CA - With whales in trouble, conservationists, fishers, and others team up to protect them
A California program aims to help the fishing industry and marine wildlife adjust to warming oceans.
Dick Ogg usually operates his commercial crab fishing boat F/V Karen Jeanne based out of Bodega Bay, about 40 miles northwest of San Francisco, but recently he’s also been spending some of his time in a plane looking for whales. Ogg’s work is part of a state program that seeks to help both fishery workers and whales adapt to the changing climate and warming oceans.
Climate change is amplifying conflicts between humans and wildlife, according to a recent Nature Climate Change study. One of these conflicts has put endangered marine animals, including blue whales, humpback whales, and Pacific leatherback sea turtles, off the California coast on a collision course with the state’s lucrative Dungeness crab industry and other fisheries.
During a severe marine heat wave in 2015, more than 50 whales became entangled in fishing gear off the California coast, an enormous increase from just a handful in previous years.
Ogg joined a working group for the state’s Whale Safe Fisheries project, and he says he and others in the commercial fishing fleet are working hard to help the whales.
“We’re doing what we need to do. We are minimizing our interaction. We are doing everything that we can, whether it is reducing the season, changing the line scope, minimizing the amount of gear that we put out, thinking about where we’re fishing,” he said.

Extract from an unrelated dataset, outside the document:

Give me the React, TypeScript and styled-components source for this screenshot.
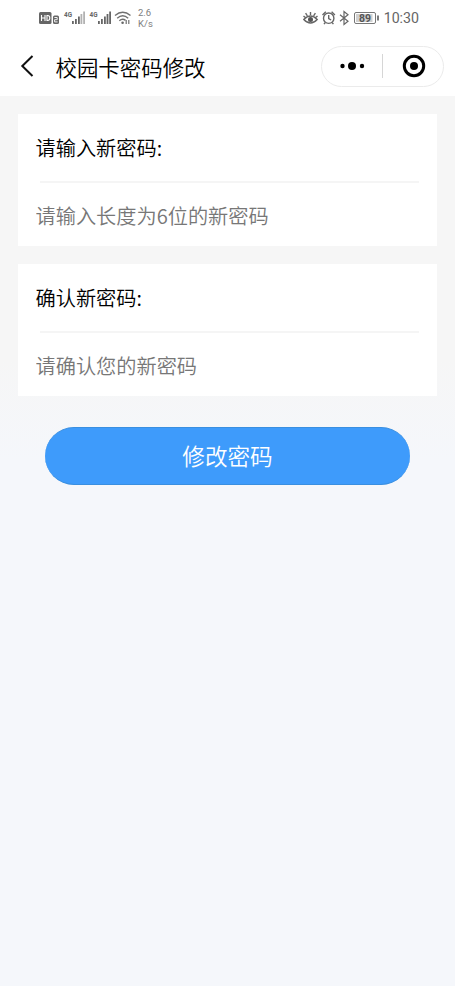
import React from "react";
import styled, { createGlobalStyle } from "styled-components";

const GlobalStyle = createGlobalStyle`
  * { box-sizing: border-box; }
  body { margin: 0; background: #f5f7fb; }
`;

const Screen = styled.div`
  display: flex;
  flex-direction: column;
  width: 455px;
  height: 986px;
  overflow: hidden;
  background: linear-gradient(#f6f6f6 360px, #f5f7fb 460px);
  font-family: "Noto Sans CJK SC", sans-serif;
  font-weight: 350;
`;

const StatusBar = styled.div`
  display: flex;
  justify-content: space-between;
  height: 36px;
  padding: 0 36px 0 38px;
  background: #fff;
  font-family: Roboto, sans-serif;
  font-weight: 400;
  color: #666;
`;

const StatusGroup = styled.div`
  display: flex;
  align-items: center;
  height: 36px;
`;

const Speed = styled.div`
  width: 18px;
  margin-left: 6px;
  font-size: 9.5px;
  line-height: 11px;
  color: #808080;
`;

const Clock = styled.span`
  margin-left: 4px;
  font-size: 14.2px;
  line-height: 36px;
  color: #666;
`;

const NavBar = styled.header`
  display: flex;
  align-items: center;
  height: 60px;
  padding: 0 11px 0 20px;
  background: #fff;
`;

const BackButton = styled.button`
  display: flex;
  width: 16px;
  padding: 0;
  border: 0;
  background: none;
`;

const Title = styled.h1`
  flex: 1;
  margin: 0 0 0 19.5px;
  padding-top: 1px;
  font-size: 21.45px;
  font-weight: inherit;
  line-height: 30px;
  color: #000;
`;

const Capsule = styled.div`
  display: flex;
  align-items: center;
  width: 123px;
  height: 41px;
  border: 1px solid #ebebeb;
  border-radius: 21px;
`;

const CapsuleHalf = styled.div`
  display: flex;
  flex: 1;
  align-items: center;
  justify-content: center;
  padding-left: 1.5px;
`;

const CapsuleDivider = styled.i`
  width: 1px;
  height: 24px;
  background: #d6d6d6;
`;

const Form = styled.main`
  display: flex;
  flex-direction: column;
  gap: 18px;
  padding: 18.4px 18px 0;
`;

const Card = styled.section`
  height: 132px;
  background: #fff;
`;

const Label = styled.label`
  display: block;
  height: 67px;
  padding-left: 17.5px;
  font-size: 20.2px;
  line-height: 68px;
  color: #000;
`;

const Rule = styled.div`
  height: 2px;
  margin: 0 18px 0 22px;
  background: #f5f5f5;
`;

const Field = styled.input`
  display: block;
  width: 100%;
  height: 63px;
  padding: 1px 17.5px 0;
  border: 0;
  outline: 0;
  background: none;
  font-family: inherit;
  font-size: 20.2px;
  font-weight: inherit;
  &::placeholder { color: #777; opacity: 1; }
`;

const Submit = styled.button`
  width: 365px;
  height: 58px;
  margin: 12.6px 0 0 27px;
  padding: 0;
  border: solid #3a8fe0;
  border-width: 1px 0;
  border-radius: 29px;
  background: #3e9bfb;
  font-family: inherit;
  font-size: 22.6px;
  font-weight: inherit;
  color: #fff;
`;

const NetworkIcons = () => (
  <svg width="94" height="20" viewBox="38 8 94 20" fill="#666">
    <rect x="39" y="12" width="12.5" height="12" rx="1.5" />
    <path d="M41.5 15v6M45 15v6M41.5 18H45M47 15.5v5h.7c2.8 0 2.8-5 0-5z" stroke="#fff" strokeWidth="1.1" fill="none" />
    <rect x="53" y="15.5" width="6" height="8.5" rx="1.5" />
    <path d="M54.4 17.5h2.8v2.2h-2.6v2.2h3" stroke="#fff" strokeWidth=".9" fill="none" />
    <text x="64" y="17.4" fontSize="7" fontWeight="700" textLength="8" lengthAdjust="spacingAndGlyphs">4G</text>
    <text x="89.5" y="17.4" fontSize="7" fontWeight="700" textLength="8" lengthAdjust="spacingAndGlyphs">4G</text>
    <path d="M72 21h1.8v3H72zM75 19h1.8v5H75zM78 16.5h1.8V24H78z" />
    <path d="M80.5 14h1.8v10h-1.8zM83.2 11.5H85V24h-1.8z" opacity=".5" />
    <path d="M98 21h1.8v3H98zM101 19h1.8v5H101zM104 16.5h1.8V24H104zM106.6 14h1.8v10h-1.8zM109.2 11.5h1.8V24h-1.8z" />
    <g fill="none" stroke="#707070" strokeWidth="1.4">
      <path d="M115 15.5Q122.7 9 130.5 15.5M117.2 18.2Q122.7 13.5 128.2 18.2M119.3 20.7Q122.6 18 125.5 20.4" />
    </g>
    <circle cx="122.6" cy="22.7" r="1.3" />
    <path d="M126.2 20v4M128.8 20v4" stroke="#707070" strokeWidth="1.2" />
  </svg>
);

const DeviceIcons = () => (
  <svg width="77" height="20" viewBox="303 8 77 20" fill="none" stroke="#666" strokeWidth="1.4">
    <path d="M303.8 19.5Q310.5 12.5 317.2 19.5Q310.5 26.5 303.8 19.5ZM310.5 12v3M305.6 13.2l1.8 2.7M315.4 13.2l-1.8 2.7M303.5 16l1.8 1.6M317.5 16l-1.8 1.6" />
    <circle cx="310.5" cy="19.4" r="2.5" fill="#555" stroke="none" />
    <circle cx="328.7" cy="18.2" r="5.2" />
    <path d="M328.7 15v3.5l2.4 1.5M322.5 15l3.3-3.2M334.9 15l-3.3-3.2M325.3 22.5l-1.3 1.6M332.1 22.5l1.3 1.6" />
    <path d="M340 14.8l8 6.4-4 3.3V11.5l4 3.3-8 6.4" strokeWidth="1.2" />
    <rect x="354.5" y="12.5" width="21" height="11" rx="1.5" strokeWidth="1" stroke="#777" fill="#fff" />
    <rect x="356" y="14" width="16.5" height="8" fill="#d0d0d0" stroke="none" />
    <path d="M378 15.5v5" strokeWidth="1.7" />
    <text x="359" y="21.5" fontSize="10" fontWeight="700" fill="#555" stroke="none" textLength="12" lengthAdjust="spacingAndGlyphs">89</text>
  </svg>
);

export default function App() {
  return (
    <>
      <GlobalStyle />
      <Screen>
        <StatusBar>
          <StatusGroup>
            <NetworkIcons />
            <Speed>2.6<br />K/s</Speed>
          </StatusGroup>
          <StatusGroup>
            <DeviceIcons />
            <Clock>10:30</Clock>
          </StatusGroup>
        </StatusBar>
        <NavBar>
          <BackButton aria-label="返回">
            <svg width="16" height="24" viewBox="0 0 16 24" fill="none" stroke="#111" strokeWidth="2">
              <path d="M12.5 2L2.3 12l10.2 10" />
            </svg>
          </BackButton>
          <Title>校园卡密码修改</Title>
          <Capsule>
            <CapsuleHalf>
              <svg width="26" height="10" viewBox="0 0 26 10">
                <circle cx="2.5" cy="5" r="2.2" />
                <circle cx="12" cy="5" r="4" />
                <circle cx="22" cy="5" r="2.2" />
              </svg>
            </CapsuleHalf>
            <CapsuleDivider />
            <CapsuleHalf>
              <svg width="24" height="24" viewBox="0 0 24 24">
                <circle cx="12" cy="12" r="9.7" fill="none" stroke="#000" strokeWidth="3" />
                <circle cx="12" cy="12" r="4" />
              </svg>
            </CapsuleHalf>
          </Capsule>
        </NavBar>
        <Form>
          <Card>
            <Label htmlFor="new-password">请输入新密码:</Label>
            <Rule />
            <Field id="new-password" type="password" placeholder="请输入长度为6位的新密码" />
          </Card>
          <Card>
            <Label htmlFor="confirm-password">确认新密码:</Label>
            <Rule />
            <Field id="confirm-password" type="password" placeholder="请确认您的新密码" />
          </Card>
          <Submit>修改密码</Submit>
        </Form>
      </Screen>
    </>
  );
}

Hotter oceans, changing whale diets
The marine heat wave dubbed “the Blob” raised sea temperatures from 2014 to 2016. Krill, the whales’ usual diet, became much harder to find. So the marine mammals began to eat anchovies instead, luring them closer to the shore and prompting many whales to spend winters off the coast rather than migrating as usual.
A harmful algal bloom also caused a delay in the commercial Dungeness crab fishing season, creating a situation where whales and crab fishing boats were in the same vicinity. Whales and other marine life began getting tangled in the ropes connecting crab pots to buoys floating on top of the water.
Marine animals that become entangled in fishing gear can drown, starve, or become injured or infected. Some exhaust themselves trying to get free, or risk being struck by a vessel.
So California officials have brought together stakeholders who have sometimes been adversaries, such as federal and state officials, conservationists, crab boat operators, and recreational fishing enthusiasts, to cooperate on practical solutions to save animals while preserving livelihoods. So far, the Whale Safe Fisheries project is working to improve the situation, but a lot of work remains.
Vital to the program are commercial fishery workers like Ogg, who has been trained by the National Oceanic and Atmospheric Administration to assist with aerial wildlife surveys, flying along the coast counting whales. “I’m going to be able to do these aerial surveys, and one of the things that does is it gives credibility to their numbers that they’re putting out,” Ogg says. “If the department says there’s 50 whales, and I say I saw that many too, then the guys aren’t going to feel like somebody’s playing a game.”